### Task objective
Retype only what runs from the first line of the records to the line with "import React from 'react';", inclusive, and no pictures.

### Records to use
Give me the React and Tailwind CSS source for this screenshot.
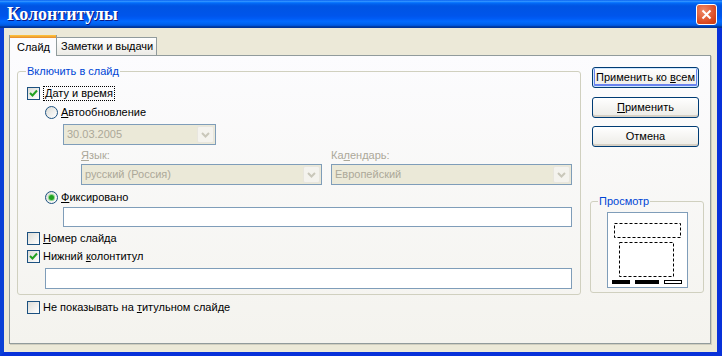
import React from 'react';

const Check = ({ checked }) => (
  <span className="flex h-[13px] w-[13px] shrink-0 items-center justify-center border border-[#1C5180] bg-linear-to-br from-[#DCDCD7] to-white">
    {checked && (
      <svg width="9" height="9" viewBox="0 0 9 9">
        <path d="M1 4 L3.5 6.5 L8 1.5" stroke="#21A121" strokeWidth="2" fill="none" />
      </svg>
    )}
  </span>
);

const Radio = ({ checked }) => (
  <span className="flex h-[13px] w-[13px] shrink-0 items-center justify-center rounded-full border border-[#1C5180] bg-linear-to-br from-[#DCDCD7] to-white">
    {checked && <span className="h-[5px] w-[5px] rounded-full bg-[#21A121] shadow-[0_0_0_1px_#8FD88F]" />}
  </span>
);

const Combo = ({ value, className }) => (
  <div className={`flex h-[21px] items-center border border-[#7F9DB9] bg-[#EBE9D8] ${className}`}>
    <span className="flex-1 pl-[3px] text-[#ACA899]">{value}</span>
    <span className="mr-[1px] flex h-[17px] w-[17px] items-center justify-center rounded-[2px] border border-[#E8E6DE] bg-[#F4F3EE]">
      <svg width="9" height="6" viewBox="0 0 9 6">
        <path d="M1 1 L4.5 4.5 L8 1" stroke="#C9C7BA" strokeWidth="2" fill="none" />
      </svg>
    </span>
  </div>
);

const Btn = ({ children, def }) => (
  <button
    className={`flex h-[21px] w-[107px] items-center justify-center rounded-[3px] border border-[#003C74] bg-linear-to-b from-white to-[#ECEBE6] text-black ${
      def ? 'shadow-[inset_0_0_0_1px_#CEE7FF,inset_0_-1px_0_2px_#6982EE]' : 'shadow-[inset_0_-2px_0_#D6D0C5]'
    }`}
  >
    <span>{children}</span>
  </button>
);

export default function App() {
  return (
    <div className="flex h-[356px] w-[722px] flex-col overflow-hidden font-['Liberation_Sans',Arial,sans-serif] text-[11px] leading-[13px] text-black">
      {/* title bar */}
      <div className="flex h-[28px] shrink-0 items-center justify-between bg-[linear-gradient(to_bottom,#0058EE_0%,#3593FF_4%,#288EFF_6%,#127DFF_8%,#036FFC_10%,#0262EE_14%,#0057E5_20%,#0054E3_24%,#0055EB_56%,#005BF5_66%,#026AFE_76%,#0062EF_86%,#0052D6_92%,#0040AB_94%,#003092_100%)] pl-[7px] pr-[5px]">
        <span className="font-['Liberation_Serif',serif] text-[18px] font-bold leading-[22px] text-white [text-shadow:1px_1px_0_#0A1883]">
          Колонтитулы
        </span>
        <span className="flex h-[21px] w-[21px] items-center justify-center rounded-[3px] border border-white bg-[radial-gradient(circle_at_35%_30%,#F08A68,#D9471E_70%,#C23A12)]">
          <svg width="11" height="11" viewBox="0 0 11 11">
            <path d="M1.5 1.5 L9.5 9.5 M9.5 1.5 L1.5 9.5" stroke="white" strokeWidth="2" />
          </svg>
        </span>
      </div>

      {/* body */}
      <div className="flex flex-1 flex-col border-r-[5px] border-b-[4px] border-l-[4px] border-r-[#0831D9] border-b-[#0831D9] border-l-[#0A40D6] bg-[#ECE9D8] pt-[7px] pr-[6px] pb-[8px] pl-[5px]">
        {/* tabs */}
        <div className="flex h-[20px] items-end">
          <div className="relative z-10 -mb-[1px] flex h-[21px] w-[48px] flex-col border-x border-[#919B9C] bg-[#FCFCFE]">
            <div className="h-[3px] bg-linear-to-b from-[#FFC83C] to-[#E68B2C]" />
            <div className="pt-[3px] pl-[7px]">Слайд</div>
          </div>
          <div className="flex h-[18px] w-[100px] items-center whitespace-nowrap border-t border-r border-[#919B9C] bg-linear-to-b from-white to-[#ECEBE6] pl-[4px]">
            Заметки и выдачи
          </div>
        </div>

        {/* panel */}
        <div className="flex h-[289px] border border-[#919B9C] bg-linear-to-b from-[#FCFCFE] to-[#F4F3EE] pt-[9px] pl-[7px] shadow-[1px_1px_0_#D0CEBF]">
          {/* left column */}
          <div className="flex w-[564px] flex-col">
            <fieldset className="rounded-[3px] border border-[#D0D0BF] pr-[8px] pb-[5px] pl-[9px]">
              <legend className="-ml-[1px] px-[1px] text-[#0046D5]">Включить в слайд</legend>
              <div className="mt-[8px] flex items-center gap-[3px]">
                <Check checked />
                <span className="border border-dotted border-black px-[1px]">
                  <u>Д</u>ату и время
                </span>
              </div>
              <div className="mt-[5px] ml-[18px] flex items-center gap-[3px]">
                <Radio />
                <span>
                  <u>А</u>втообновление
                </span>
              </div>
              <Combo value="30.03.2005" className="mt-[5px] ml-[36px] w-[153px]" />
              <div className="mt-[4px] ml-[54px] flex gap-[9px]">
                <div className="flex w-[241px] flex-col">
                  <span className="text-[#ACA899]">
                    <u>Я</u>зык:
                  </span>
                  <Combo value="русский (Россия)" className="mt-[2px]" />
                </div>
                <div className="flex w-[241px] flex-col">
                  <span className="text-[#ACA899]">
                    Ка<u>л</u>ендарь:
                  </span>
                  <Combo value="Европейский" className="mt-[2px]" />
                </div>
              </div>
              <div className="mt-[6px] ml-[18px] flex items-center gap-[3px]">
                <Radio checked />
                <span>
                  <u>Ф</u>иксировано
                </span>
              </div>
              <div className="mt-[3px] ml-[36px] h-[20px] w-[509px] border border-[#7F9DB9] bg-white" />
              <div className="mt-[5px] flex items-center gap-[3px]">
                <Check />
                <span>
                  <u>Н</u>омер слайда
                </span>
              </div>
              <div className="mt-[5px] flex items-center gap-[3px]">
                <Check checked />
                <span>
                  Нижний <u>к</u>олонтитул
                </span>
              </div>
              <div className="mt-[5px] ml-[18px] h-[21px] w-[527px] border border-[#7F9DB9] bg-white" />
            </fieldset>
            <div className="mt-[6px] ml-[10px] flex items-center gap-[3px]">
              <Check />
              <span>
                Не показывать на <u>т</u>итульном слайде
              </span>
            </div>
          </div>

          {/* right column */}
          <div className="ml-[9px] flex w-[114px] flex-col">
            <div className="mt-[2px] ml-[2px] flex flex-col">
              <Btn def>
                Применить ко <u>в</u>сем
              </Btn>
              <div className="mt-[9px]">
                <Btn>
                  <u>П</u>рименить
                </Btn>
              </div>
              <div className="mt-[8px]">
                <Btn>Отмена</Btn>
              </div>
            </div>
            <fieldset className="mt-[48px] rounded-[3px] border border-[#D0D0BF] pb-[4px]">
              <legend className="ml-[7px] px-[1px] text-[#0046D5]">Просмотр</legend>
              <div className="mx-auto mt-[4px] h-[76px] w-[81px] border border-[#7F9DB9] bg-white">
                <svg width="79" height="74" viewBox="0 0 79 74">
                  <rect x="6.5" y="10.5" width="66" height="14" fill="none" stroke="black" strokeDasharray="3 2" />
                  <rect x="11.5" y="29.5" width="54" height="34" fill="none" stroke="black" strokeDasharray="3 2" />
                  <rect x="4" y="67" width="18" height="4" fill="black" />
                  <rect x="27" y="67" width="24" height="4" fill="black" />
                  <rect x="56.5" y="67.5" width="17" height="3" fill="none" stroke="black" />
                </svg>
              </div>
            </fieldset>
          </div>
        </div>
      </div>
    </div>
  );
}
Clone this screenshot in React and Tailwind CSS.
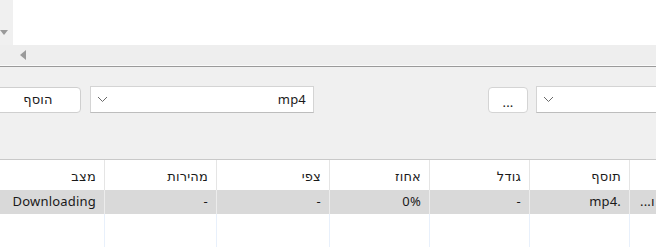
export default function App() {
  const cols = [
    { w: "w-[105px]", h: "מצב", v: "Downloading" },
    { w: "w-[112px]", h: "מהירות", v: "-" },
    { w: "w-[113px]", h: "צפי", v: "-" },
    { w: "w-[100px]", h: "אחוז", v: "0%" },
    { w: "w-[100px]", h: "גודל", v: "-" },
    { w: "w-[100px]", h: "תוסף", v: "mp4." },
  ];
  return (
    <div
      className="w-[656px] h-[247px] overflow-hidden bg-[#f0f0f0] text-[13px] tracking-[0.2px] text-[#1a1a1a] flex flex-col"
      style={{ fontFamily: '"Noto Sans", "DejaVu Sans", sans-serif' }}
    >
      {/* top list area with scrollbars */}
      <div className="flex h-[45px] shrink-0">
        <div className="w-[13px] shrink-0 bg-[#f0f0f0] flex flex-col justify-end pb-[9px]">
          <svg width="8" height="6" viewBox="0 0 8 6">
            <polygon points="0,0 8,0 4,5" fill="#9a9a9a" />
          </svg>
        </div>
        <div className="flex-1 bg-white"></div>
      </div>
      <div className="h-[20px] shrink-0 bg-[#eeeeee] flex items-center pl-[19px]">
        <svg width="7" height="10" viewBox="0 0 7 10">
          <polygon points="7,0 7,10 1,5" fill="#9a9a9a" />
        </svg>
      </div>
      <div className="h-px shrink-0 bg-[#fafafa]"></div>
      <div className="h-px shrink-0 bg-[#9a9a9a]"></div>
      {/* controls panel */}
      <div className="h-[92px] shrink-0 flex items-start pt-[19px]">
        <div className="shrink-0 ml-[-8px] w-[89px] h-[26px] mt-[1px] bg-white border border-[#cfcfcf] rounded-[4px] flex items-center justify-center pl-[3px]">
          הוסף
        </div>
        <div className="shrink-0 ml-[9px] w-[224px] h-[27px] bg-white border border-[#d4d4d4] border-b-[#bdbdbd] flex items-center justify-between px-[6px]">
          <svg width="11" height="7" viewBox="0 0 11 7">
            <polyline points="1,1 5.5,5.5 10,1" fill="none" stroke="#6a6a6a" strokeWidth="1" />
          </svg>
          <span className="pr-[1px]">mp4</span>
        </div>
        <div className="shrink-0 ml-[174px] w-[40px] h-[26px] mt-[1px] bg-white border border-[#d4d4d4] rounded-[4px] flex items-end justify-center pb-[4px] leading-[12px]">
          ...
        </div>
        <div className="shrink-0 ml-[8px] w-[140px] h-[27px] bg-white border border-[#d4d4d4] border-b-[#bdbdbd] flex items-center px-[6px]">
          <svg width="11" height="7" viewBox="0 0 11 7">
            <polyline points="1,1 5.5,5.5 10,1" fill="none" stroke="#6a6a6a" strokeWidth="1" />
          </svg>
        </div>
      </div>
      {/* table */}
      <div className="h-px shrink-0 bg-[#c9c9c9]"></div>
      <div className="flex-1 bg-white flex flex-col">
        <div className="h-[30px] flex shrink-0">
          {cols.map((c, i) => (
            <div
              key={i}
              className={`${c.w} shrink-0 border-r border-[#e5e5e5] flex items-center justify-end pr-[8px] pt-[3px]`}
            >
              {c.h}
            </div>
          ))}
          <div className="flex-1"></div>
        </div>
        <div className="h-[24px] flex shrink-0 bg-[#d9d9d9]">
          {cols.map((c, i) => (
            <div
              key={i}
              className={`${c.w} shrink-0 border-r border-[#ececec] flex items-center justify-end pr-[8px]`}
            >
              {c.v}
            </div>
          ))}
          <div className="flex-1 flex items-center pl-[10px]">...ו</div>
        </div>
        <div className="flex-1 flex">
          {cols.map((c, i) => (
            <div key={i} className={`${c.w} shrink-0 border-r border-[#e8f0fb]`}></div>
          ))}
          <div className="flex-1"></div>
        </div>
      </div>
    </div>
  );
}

### Reply
Give me the React and Tailwind CSS source for this screenshot.
import React from 'react';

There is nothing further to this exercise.